Ketiga cara di atas kami lakukan sejatinya bukan karena memang kami bisa dan mampu menyelesaikan persoalan-persoalan, melainkan sebagai bentuk kepedulian dalam memerangi covid-19 secara bersama. Dan satunya-satunya cara yang mesti dilakukan untuk memerangi pandemi ini adalah dengan kerjasama, kekompakan kepedulian dan saling mengingatkan.

Jika sebelumnya STMPD lebih banyak peduli terhadap desa, kini, STPMD juga mampu membuka diri dan memberikan kepedulian terhadap masyarakat kota. Alhasil, persoalan di desa tidak beda jauh dengan yang dihadapi masyarakat kota. Hal ini menjadi tanggung jawab kita bersama untuk mengatasi krisis-krisis tersebut.

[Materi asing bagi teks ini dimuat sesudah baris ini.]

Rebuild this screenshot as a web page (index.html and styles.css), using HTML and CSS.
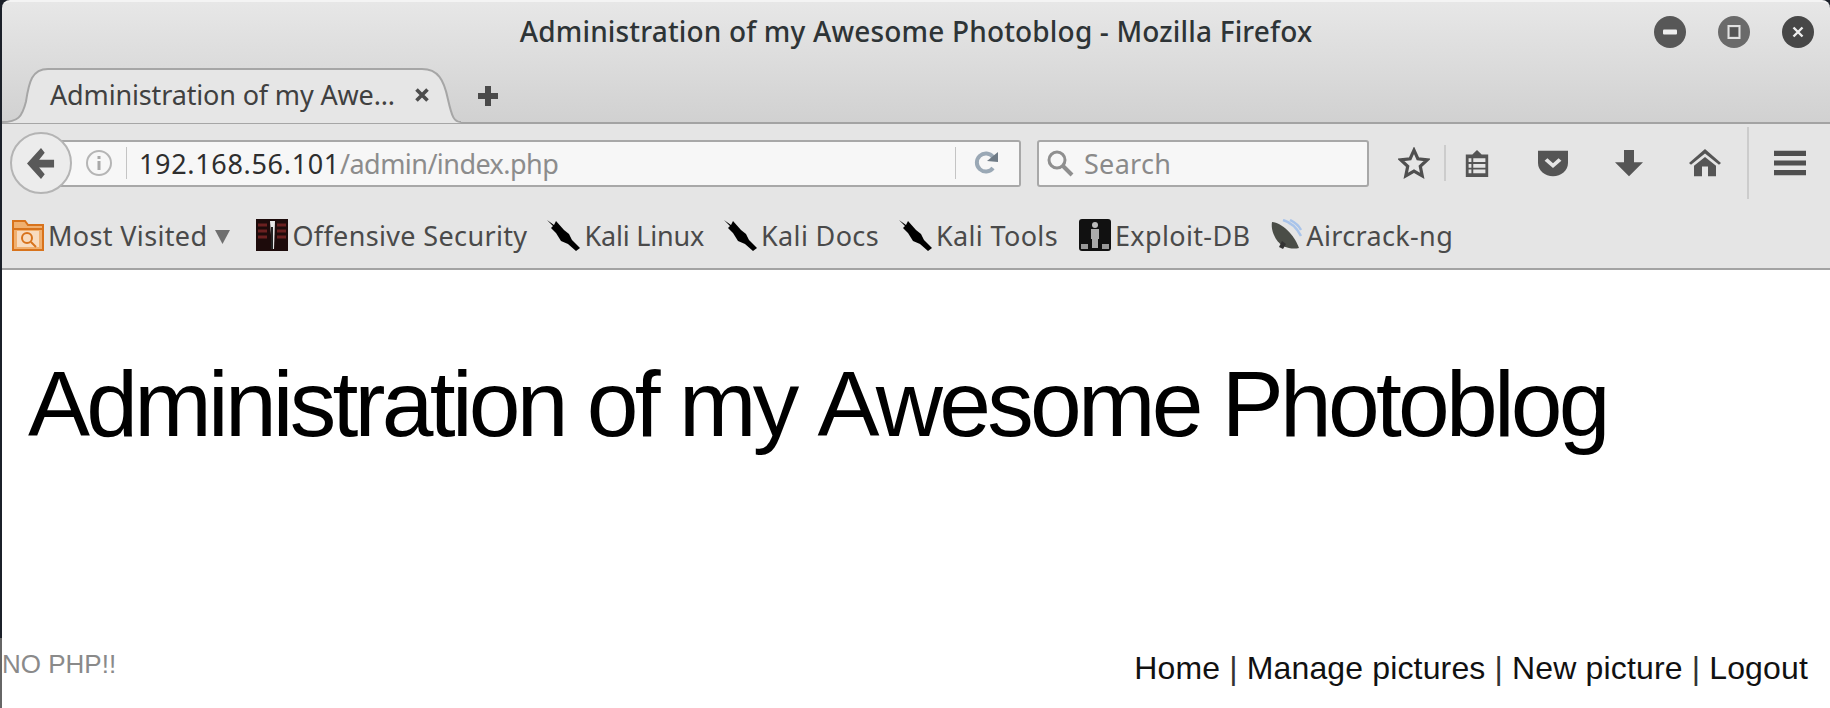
FILE: index.html
```html
<!DOCTYPE html>
<html lang="en">
<head>
    <meta charset="UTF-8">
    <title>Administration of my Awesome Photoblog - Mozilla Firefox</title>
    <link rel="stylesheet" href="styles.css">
</head>
<body>
<div class="window">

    <header class="chrome-top">
        <div class="titlebar">
            <span></span>
            <div class="window-title">Administration of my Awesome Photoblog - Mozilla Firefox</div>
            <div class="window-buttons">
                <span class="win-btn"><svg width="16" height="16" viewBox="0 0 16 16"><rect x="1" y="5.5" width="14" height="5" rx="1" fill="#eee"/></svg></span>
                <span class="win-btn win-btn-light"><svg width="16" height="16" viewBox="0 0 16 16"><rect x="2.5" y="2" width="11" height="12" fill="none" stroke="#e2e2e2" stroke-width="2"/><rect x="4" y="4" width="8" height="8" fill="#555"/></svg></span>
                <span class="win-btn win-btn-dark"><svg width="16" height="16" viewBox="0 0 16 16"><path d="M3.5 3.5l9 9M12.5 3.5l-9 9" stroke="#eee" stroke-width="2.4"/></svg></span>
            </div>
        </div>
        <div class="tabstrip">
            <div class="tab">
                <svg class="tab-shape" viewBox="0 0 459 57" preserveAspectRatio="none"><path d="M0 55C16 55 20 50 24 34C27 14 30 1 46 1H420C436 1 442 12 446 32C450 50 452 55 459 55V57H0Z" fill="#e6e6e6" stroke="#a6a6a6" stroke-width="2"/></svg>
                <span class="tab-label">Administration of my Awe...</span>
                <svg class="tab-close" width="16" height="16" viewBox="0 0 16 16"><path d="M2.5 2.5l11 11M13.5 2.5l-11 11" stroke="#4d4d4d" stroke-width="3.6"/></svg>
            </div>
            <svg class="tab-new" width="20" height="20" viewBox="0 0 20 20"><path d="M7 0h6v7h7v6h-7v7H7v-7H0V7h7z" fill="#4a4a4a"/></svg>
        </div>
    </header>

    <nav class="navbar">
        <button class="back-btn">
            <svg width="28" height="31" viewBox="0 0 30 32" preserveAspectRatio="none"><path d="M0 16L15 0l4 5-6 7h16v8H13l6 7-4 5z" fill="#595959"/></svg>
        </button>
        <div class="urlbar">
            <svg class="info-icon" width="28" height="28" viewBox="0 0 28 28"><circle cx="14" cy="14" r="12" fill="none" stroke="#b5b5b5" stroke-width="2"/><rect x="12.5" y="12" width="3" height="9" fill="#a8a8a8"/><rect x="12.5" y="7" width="3" height="3" fill="#a8a8a8"/></svg>
            <span class="bar-sep"></span>
            <span class="url"><span class="url-host">192.168.56.101</span><span class="url-path">/admin/index.php</span></span>
            <span class="bar-sep bar-sep-right"></span>
            <svg class="reload-icon" width="26" height="26" viewBox="0 0 26 26"><path d="M20 18a9 9 0 1 1 0-11" fill="none" stroke="#9aa8b5" stroke-width="4"/><path d="M14 11L25 2v10z" fill="#6f7b86"/></svg>
        </div>
        <div class="searchbar">
            <svg width="30" height="30" viewBox="0 0 30 30"><circle cx="12" cy="12" r="8" fill="none" stroke="#8f8f8f" stroke-width="3"/><path d="M18 18l9 9" stroke="#8f8f8f" stroke-width="4"/></svg>
            <span class="search-text">Search</span>
        </div>
        <div class="tools">
            <svg class="tool" width="32" height="32" viewBox="0 0 30 30" preserveAspectRatio="none"><path d="M15 3l3.6 8 8.9 1-6.6 6 1.8 9L15 22.500 7.300 27l1.800-9-6.600-6 8.900-1z" fill="none" stroke="#4f4f4f" stroke-width="3"/></svg>
            <span class="tool-sep"></span>
            <svg class="tool" width="28" height="30" viewBox="0 0 30 32" preserveAspectRatio="none"><path d="M3 7h7l5-5 5 5h7v24H3z" fill="#555"/><path d="M6 11h18v4H6zM6 17h18v4H6zM6 23h18v4H6z" fill="#e5e5e5"/><path d="M10 10v18" stroke="#555" stroke-width="2"/></svg>
            <svg class="tool tool-far" width="32" height="28" viewBox="0 0 32 32" preserveAspectRatio="none"><path d="M1 2h30v14c0 9-7 15-15 15S1 25 1 16z" fill="#555"/><path d="M9 12l7 7 7-7" fill="none" stroke="#e5e5e5" stroke-width="4"/></svg>
            <svg class="tool tool-far" width="28" height="28" viewBox="0 0 28 32" preserveAspectRatio="none"><path d="M9 1h10v14h9L14 31 0 15h9z" fill="#555"/></svg>
            <svg class="tool tool-far" width="32" height="28" viewBox="0 0 32 32" preserveAspectRatio="none"><path d="M16 0L0 16l2 2L16 5l14 13 2-2z" fill="#555"/><path d="M16 9L5 19v12h8V20h6v11h8V19z" fill="#555"/></svg>
            <span class="tool-sep tool-sep-tall"></span>
            <svg class="tool" width="32" height="26" viewBox="0 0 32 30" preserveAspectRatio="none"><path d="M0 1h32v6H0zM0 12h32v6H0zM0 23h32v6H0z" fill="#4f4f4f"/></svg>
        </div>
    </nav>

    <div class="bookmarks">
        <span class="bookmark">
            <svg width="32" height="32" viewBox="0 0 32 32"><path d="M1 2h12l3 4h15v25H1z" fill="#f0b070" stroke="#d8731c" stroke-width="2"/><path d="M2 10h28" stroke="#d8731c" stroke-width="2"/><rect x="5" y="12" width="22" height="16" fill="#f8dcc0"/><circle cx="15" cy="19" r="5" fill="none" stroke="#d8731c" stroke-width="2"/><path d="M19 23l5 5" stroke="#d8731c" stroke-width="2"/></svg>
            <span>Most Visited</span>
            <svg class="bm-arrow" width="15" height="14" viewBox="0 0 15 14"><path d="M0 0h15L7.500 14z" fill="#6f6f6f"/></svg>
        </span>
        <span class="bookmark">
            <svg width="32" height="32" viewBox="0 0 32 32"><rect width="32" height="32" fill="#1d0b0b"/><path d="M2 6h9M2 12h9M2 18h9M21 6h9M21 12h9M21 18h9" stroke="#6a2020" stroke-width="3"/><path d="M14 2h5l-1 28h-2z" fill="#e8e8e8"/><path d="M15 8h2v22h-2z" fill="#222"/></svg>
            <span>Offensive Security</span>
        </span>
        <span class="bookmark">
            <svg class="dragon" width="33" height="32" viewBox="0 0 33 32"><path d="M0 1l7 5 2-4 8 9 5 4 3 6 8 8-4 3-8-7-7-3-5-8-5-5 2-2z" fill="#000"/></svg>
            <span class="bm-tight">Kali Linux</span>
        </span>
        <span class="bookmark">
            <svg class="dragon" width="33" height="32" viewBox="0 0 33 32"><path d="M0 1l7 5 2-4 8 9 5 4 3 6 8 8-4 3-8-7-7-3-5-8-5-5 2-2z" fill="#000"/></svg>
            <span>Kali Docs</span>
        </span>
        <span class="bookmark">
            <svg class="dragon" width="33" height="32" viewBox="0 0 33 32"><path d="M0 1l7 5 2-4 8 9 5 4 3 6 8 8-4 3-8-7-7-3-5-8-5-5 2-2z" fill="#000"/></svg>
            <span>Kali Tools</span>
        </span>
        <span class="bookmark bm-shift">
            <svg width="32" height="32" viewBox="0 0 32 32"><rect width="32" height="32" rx="3" fill="#111"/><circle cx="16" cy="6" r="3" fill="#bbb"/><path d="M12 10h8v10h-1v9h-6v-9h-1z" fill="#aaa"/><path d="M2 25h7v5H2zM23 25h7v5h-7z" fill="#999"/></svg>
            <span>Exploit-DB</span>
        </span>
        <span class="bookmark">
            <svg width="32" height="32" viewBox="0 0 32 32"><path d="M2 3c10 1 22 12 27 26-8 2-18-1-23-9C3 15 1 9 2 3z" fill="#4a4d47"/><path d="M9 28l3-6 4 3-3 5z" fill="#333"/><path d="M13 1c7 2 14 8 18 16M20 1c4 2 9 6 11 10" fill="none" stroke="#a9c4ea" stroke-width="2.500"/></svg>
            <span>Aircrack-ng</span>
        </span>
    </div>

    <main class="content">
        <h1 class="page-title">Administration of my Awesome Photoblog</h1>
        <footer class="page-footer">
            <span class="footer-note">NO PHP!!</span>
            <span class="footer-links"><a href="#">Home</a> | <a href="#">Manage pictures</a> | <a href="#">New picture</a> | <a href="#">Logout</a></span>
        </footer>
    </main>

</div>
</body>
</html>
```

FILE: styles.css
```css
html, body {
    margin: 0;
    padding: 0;
    height: 100%;
    overflow: hidden;
    background-color: #ffffff;
}

.window {
    display: flex;
    flex-direction: column;
    height: 708px;
    border-left: 2px solid #1b2029;
    border-image: linear-gradient(#1b2029 90%, #666666 90%) 1;
    background-color: #1b2029;
    font-family: "Noto Sans", sans-serif;
    color: #3a3a3a;
}

.chrome-top {
    height: 124px;
    border-top: 2px solid #f4f4f4;
    border-bottom: 2px solid #a3a3a3;
    border-radius: 8px 8px 0 0;
    box-sizing: border-box;
    background: linear-gradient(#e7e7e7, #d1d1d1);
}

.titlebar {
    display: grid;
    grid-template-columns: 1fr auto 1fr;
    align-items: center;
    height: 60px;
}

.window-title {
    margin-bottom: 2px;
    font-size: 28px;
    font-weight: 500;
    letter-spacing: 0.17px;
    color: #2e3436;
}

.window-buttons {
    display: flex;
    justify-content: flex-end;
    gap: 32px;
    padding-right: 16px;
}

.win-btn {
    display: flex;
    align-items: center;
    justify-content: center;
    width: 32px;
    height: 32px;
    border-radius: 50%;
    background-color: #575757;
}

.win-btn-light {
    background-color: #6a6a6a;
}

.win-btn-dark {
    background-color: #474747;
}

.tabstrip {
    display: flex;
    align-items: flex-end;
    height: 60px;
}

.tab {
    position: relative;
    display: flex;
    align-items: center;
    width: 459px;
    height: 60px;
    margin-bottom: -2px;
    box-sizing: border-box;
}

.tab-shape {
    position: absolute;
    left: 0;
    top: 4px;
    width: 100%;
    height: 56px;
}

.tab-label {
    position: relative;
    margin-left: 48px;
    font-size: 27px;
    letter-spacing: -0.15px;
    color: #404040;
    white-space: nowrap;
}

.tab-close {
    position: absolute;
    left: 412px;
    top: 23px;
}

.tab-new {
    margin: 0 0 16px 17px;
}

.navbar {
    display: flex;
    align-items: center;
    height: 78px;
    padding-left: 8px;
    background-color: #e5e5e5;
}

.back-btn {
    position: relative;
    z-index: 1;
    display: flex;
    align-items: center;
    justify-content: center;
    flex: none;
    width: 62px;
    height: 62px;
    padding: 0;
    border: 2px solid #b4b4b4;
    border-radius: 50%;
    background-color: #ececec;
}

.urlbar {
    display: flex;
    align-items: center;
    width: 971px;
    height: 47px;
    margin-left: -22px;
    padding-left: 35px;
    box-sizing: border-box;
    border: 2px solid #a8a8a8;
    border-left: none;
    border-radius: 0 3px 3px 0;
    background-color: #f7f7f7;
    font-size: 27px;
    color: #8c8c8c;
}

.info-icon {
    flex: none;
}

.bar-sep {
    width: 1px;
    height: 32px;
    margin: 0 12px 0 13px;
    background-color: #c4c4c4;
}

.bar-sep-right {
    margin: 0 17px 0 auto;
}

.url-host {
    letter-spacing: 0.67px;
    color: #2e2e2e;
}

.url-path {
    letter-spacing: -0.55px;
}

.reload-icon {
    margin-right: 20px;
}

.searchbar {
    display: flex;
    align-items: center;
    gap: 9px;
    width: 332px;
    height: 47px;
    margin-left: 16px;
    padding-left: 6px;
    box-sizing: border-box;
    border: 2px solid #a8a8a8;
    border-radius: 3px;
    background-color: #f7f7f7;
}

.search-text {
    font-size: 27px;
    letter-spacing: 0.3px;
    color: #8a8a8a;
}

.tools {
    display: flex;
    align-items: center;
    margin-left: 29px;
}

.tool {
    flex: none;
}

.tool-far {
    margin-left: 46px;
}

.tool-sep {
    width: 2px;
    height: 36px;
    margin: 0 17px 0 14px;
    background-color: #cccccc;
}

.tool-sep-tall {
    height: 72px;
    margin: 0 25px 0 26px;
}

.bookmarks {
    display: flex;
    align-items: center;
    gap: 20px;
    height: 68px;
    padding: 0 0 0 10px;
    box-sizing: border-box;
    border-bottom: 2px solid #a3a3a3;
    background-color: #e5e5e5;
    font-size: 27px;
    letter-spacing: 0.35px;
    color: #4a4a4a;
}

.bookmark {
    display: flex;
    align-items: center;
    gap: 4px;
    white-space: nowrap;
}

.bm-tight {
    letter-spacing: -0.2px;
}

.bm-shift {
    margin-left: 1px;
}

.bm-arrow {
    margin: 4px 6px 0 4px;
}

.content {
    display: flex;
    flex: 1;
    flex-direction: column;
    background-color: #ffffff;
    font-family: "Liberation Sans", Arial, sans-serif;
}

.page-title {
    margin: 79px 0 0 26px;
    font-size: 93px;
    font-weight: 400;
    font-kerning: none;
    line-height: 1.2;
    letter-spacing: -3.75px;
    color: #000000;
    white-space: nowrap;
}

.page-footer {
    display: flex;
    justify-content: space-between;
    align-items: center;
    margin-top: auto;
    padding: 0 22px 20px 0;
}

.footer-note {
    padding-bottom: 8px;
    font-size: 26px;
    color: #8a8a8a;
}

.footer-links {
    font-size: 32px;
    letter-spacing: 0.15px;
    color: #333333;
}

.footer-links a {
    color: #111111;
    text-decoration: none;
}
```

Harapannya, pemerintah segera memerhatikan hal-hal kecil seperti persoalan-persoalan yang dialami masyarakat yang saya gambarkan di atas. Terkadang, pemerintah dan para pemegang kekuasan melihat dan memandang dari tahkta yang tinggi lalu membuat banyak kebijakan agar terlihat seperti memerintah tetapi tidak melihat dian-dian kecil yang hampir padam di tengah masyarakat.

Peduli memang sangat penting. Kita hanya bisa “berdiri” jika saling peduli. Peduli terhadap sesama adalah peduli terhadap diri kita sendiri. Pemerintah yang peduli adalah pemerintah yang adil. Masyarakat yang peduli adalah masyarakat yang makmur.